I'm in process soon tuning my MS2 v3 for my OBD2 AAA VR6. I would really like someone with an msq. file with this information but I'll take anyone with GOOD information. I need to know the ignition advance for a stock VR6 so I can populate my in-boost advance. If anyone has a good Vag-Com xml. with rpm that would be help full.


----------



## need_a_VR6 (May 19, 1999)

*Re: Ignition Advance Table For Stock VR6 (VOLKS-MAN)*

This is very close to GIAC's OBD1 tune:


----------



## VOLKS-MAN (Oct 7, 2000)

*Re: Ignition Advance Table For Stock VR6 (need_a_VR6)*

Would you say this is a safe table to start with?


----------



## need_a_VR6 (May 19, 1999)

*Re: Ignition Advance Table For Stock VR6 (VOLKS-MAN)*

Everything in that map is good on 93 octane with a MK4 head gasket.


----------



## VOLKS-MAN (Oct 7, 2000)

*Re: Ignition Advance Table For Stock VR6 (need_a_VR6)*

The cells from 2200-4000rpms up to about 50kpa seem quite advanced.
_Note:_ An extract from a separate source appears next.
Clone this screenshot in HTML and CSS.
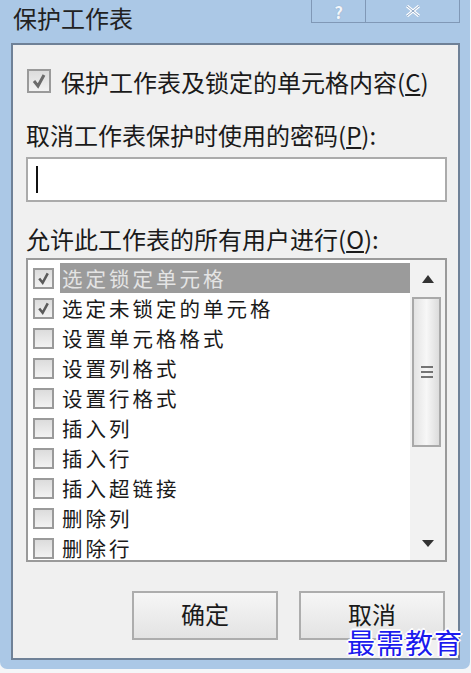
FILE: index.html
```html
<!DOCTYPE html>
<html lang="zh-CN">
<head>
  <meta charset="UTF-8" />
  <title>保护工作表</title>
  <link rel="stylesheet" href="styles.css">
</head>
<body>
  <div class="window">
    <div class="titlebar">
      <span class="title">保护工作表</span>
      <div class="caption-buttons">
        <span class="cap-btn help">?</span>
        <span class="cap-btn close">
          <svg width="16" height="12" viewBox="0 0 16 12"><path d="M2 1 L14 11 M14 1 L2 11" stroke="#fff" stroke-width="3"/><path d="M2 1 L14 11 M14 1 L2 11" stroke="#8ea6c4" stroke-width="1"/></svg>
        </span>
      </div>
    </div>

    <div class="panel">
      <div class="check-row main-check">
        <span class="box"><svg viewBox="0 0 20 20"><path d="M5 10 L9 15 L15 4" fill="none" stroke="#6a6a6a" stroke-width="3"/></svg></span>
        <span>保护工作表及锁定的单元格内容(<u>C</u>)</span>
      </div>

      <div class="field-label">取消工作表保护时使用的密码(<u>P</u>):</div>
      <div class="password"><span class="caret"></span></div>

      <div class="field-label">允许此工作表的所有用户进行(<u>O</u>):</div>
      <div class="listbox">
        <ul class="items">
          <li class="selected"><span class="box"><svg viewBox="0 0 20 20"><path d="M5 10 L9 15 L15 4" fill="none" stroke="#5a5a5a" stroke-width="3"/></svg></span><span class="text">选定锁定单元格</span></li>
          <li><span class="box"><svg viewBox="0 0 20 20"><path d="M5 10 L9 15 L15 4" fill="none" stroke="#5a5a5a" stroke-width="3"/></svg></span><span class="text">选定未锁定的单元格</span></li>
          <li><span class="box"></span><span class="text">设置单元格格式</span></li>
          <li><span class="box"></span><span class="text">设置列格式</span></li>
          <li><span class="box"></span><span class="text">设置行格式</span></li>
          <li><span class="box"></span><span class="text">插入列</span></li>
          <li><span class="box"></span><span class="text">插入行</span></li>
          <li><span class="box"></span><span class="text">插入超链接</span></li>
          <li><span class="box"></span><span class="text">删除列</span></li>
          <li><span class="box"></span><span class="text">删除行</span></li>
        </ul>
        <div class="scrollbar">
          <div class="arrow up"></div>
          <div class="thumb"><span class="grip"></span></div>
          <div class="track"></div>
          <div class="arrow down"></div>
        </div>
      </div>

      <div class="actions">
        <button class="btn">确定</button>
        <button class="btn">取消</button>
      </div>
    </div>

    <div class="watermark">最需教育</div>
  </div>
</body>
</html>
```

FILE: styles.css
```css
body {
  margin: 0;
  background: #f4f6f8;
  font-family: "Noto Sans CJK SC", "Noto Sans", sans-serif;
  color: #1a1a1a;
}
.window {
  position: relative;
  width: 470px;
  height: 669px;
  background: #abc8e6;
  border-radius: 0 0 7px 7px;
}
.titlebar {
  display: flex;
  justify-content: space-between;
  height: 43px;
  padding: 0 10px 0 13px;
}
.title {
  font-size: 24px;
  line-height: 35px;
  color: #222;
}
.caption-buttons {
  display: flex;
  height: 23px;
  border: 1px solid #8098b6;
  border-top: none;
  box-sizing: border-box;
}
.cap-btn {
  display: flex;
  align-items: center;
  justify-content: center;
  height: 22px;
  color: #f2f6fb;
  font-size: 17px;
  font-weight: bold;
}
.cap-btn.help {
  width: 53px;
  border-right: 1px solid #8098b6;
  text-shadow: 0 0 1px #7e95b3;
}
.cap-btn.close {
  width: 93px;
}
.panel {
  box-sizing: border-box;
  margin: 0 10px 0 11px;
  height: 617px;
  background: #f0f0f0;
  border: 2px solid #6f8197;
  padding: 0 11px 0 13px;
}
.box {
  box-sizing: border-box;
  display: inline-block;
  flex: none;
  width: 22px;
  height: 22px;
  border: 2px solid #9a9a9a;
  background: linear-gradient(#dcdcdc, #f2f2f2);
}
.box svg {
  display: block;
  width: 100%;
  height: 100%;
}
.check-row {
  display: flex;
  align-items: center;
  gap: 10px;
}
.main-check {
  margin-top: 23px;
  height: 26px;
  padding-left: 1px;
  font-size: 24px;
}
.main-check .box {
  width: 24px;
  height: 24px;
}
.field-label {
  font-size: 24px;
  line-height: 26px;
}
.main-check + .field-label {
  margin-top: 28px;
}
.password {
  box-sizing: border-box;
  margin-top: 9px;
  height: 45px;
  background: #fff;
  border: 2px solid #ababab;
  padding: 7px 0 0 8px;
}
.caret {
  display: block;
  width: 2px;
  height: 27px;
  background: #111;
}
.password + .field-label {
  margin-top: 24px;
}
.listbox {
  box-sizing: border-box;
  display: flex;
  margin-top: 6px;
  height: 304px;
  background: #fff;
  border: 2px solid #9a9a9a;
}
.items {
  flex: 1;
  list-style: none;
  margin: 0;
  padding: 3px 0 0 5px;
}
.items li {
  display: flex;
  align-items: center;
  height: 30px;
  font-size: 20.5px;
  letter-spacing: 3px;
}
.items .box {
  width: 21px;
  height: 21px;
}
.items .text {
  margin-left: 6px;
  padding-left: 2px;
  flex: 1;
  line-height: 30px;
}
.items li.selected .text {
  background: #9b9b9b;
  color: #e4e4e4;
}
.scrollbar {
  display: flex;
  flex-direction: column;
  width: 35px;
  background: #f2f2f2;
}
.arrow {
  display: flex;
  align-items: center;
  justify-content: center;
  height: 37px;
}
.arrow.up::before {
  content: "";
  border: 6px solid transparent;
  border-bottom: 8px solid #333;
  border-top: none;
}
.arrow.down {
  height: 34px;
}
.arrow.down::before {
  content: "";
  border: 6px solid transparent;
  border-top: 7px solid #333;
  border-bottom: none;
}
.thumb {
  box-sizing: border-box;
  display: flex;
  align-items: center;
  justify-content: center;
  margin-left: 2px;
  width: 29px;
  height: 150px;
  border: 2px solid #a9a9a9;
  background: linear-gradient(90deg, #e3e3e3, #f7f7f7 50%, #dcdcdc);
}
.grip {
  width: 12px;
  height: 13px;
  background: repeating-linear-gradient(#555 0 2px, transparent 2px 5px);
  opacity: 0.8;
}
.track {
  flex: 1;
}
.actions {
  display: flex;
  justify-content: flex-end;
  gap: 21px;
  margin-top: 29px;
  margin-right: 2px;
}
.btn {
  box-sizing: border-box;
  width: 146px;
  height: 49px;
  border: 2px solid #adadad;
  background: linear-gradient(#f6f6f6, #e3e3e3);
  font-family: inherit;
  font-size: 24px;
  line-height: 30px;
  color: #1a1a1a;
  padding: 0 0 4px;
}
.watermark {
  position: absolute;
  right: 7px;
  bottom: 11px;
  font-family: "Noto Sans CJK SC", serif;
  font-size: 28px;
  line-height: 32px;
  letter-spacing: 1px;
  color: #1a1aee;
  text-shadow: 2px 0 0 #fff, -2px 0 0 #fff, 0 2px 0 #fff, 0 -2px 0 #fff, 1px 1px 0 #fff, -1px -1px 0 #fff;
}
```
Was this for cruising conditions and fuel economy?


----------



## need_a_VR6 (May 19, 1999)

*Re: Ignition Advance Table For Stock VR6 (VOLKS-MAN)*

Yes, exactly.


----------



## B4S (Apr 16, 2003)

*FV-QR*

Yep.


----------



## Vw_Power (Jan 11, 2003)

need_a_VR6 said:


> *Re: Ignition Advance Table For Stock VR6 (VOLKS-MAN)*
> 
> This is very close to GIAC's OBD1 tune:


Thanks for this! 🙌🏼


----------



## zarman (Apr 7, 2000)

need_a_VR6 said:


> *Re: Ignition Advance Table For Stock VR6 (VOLKS-MAN)*
> 
> This is very close to GIAC's OBD1 tune:


bringing this back from the dead. where did you find this? thanks


----------



## need_a_VR6 (May 19, 1999)

I made it based off of vag com datalogs for rpm/timing and some guesses using a ms1 to correlate maf/map readings. It works pretty well.


----------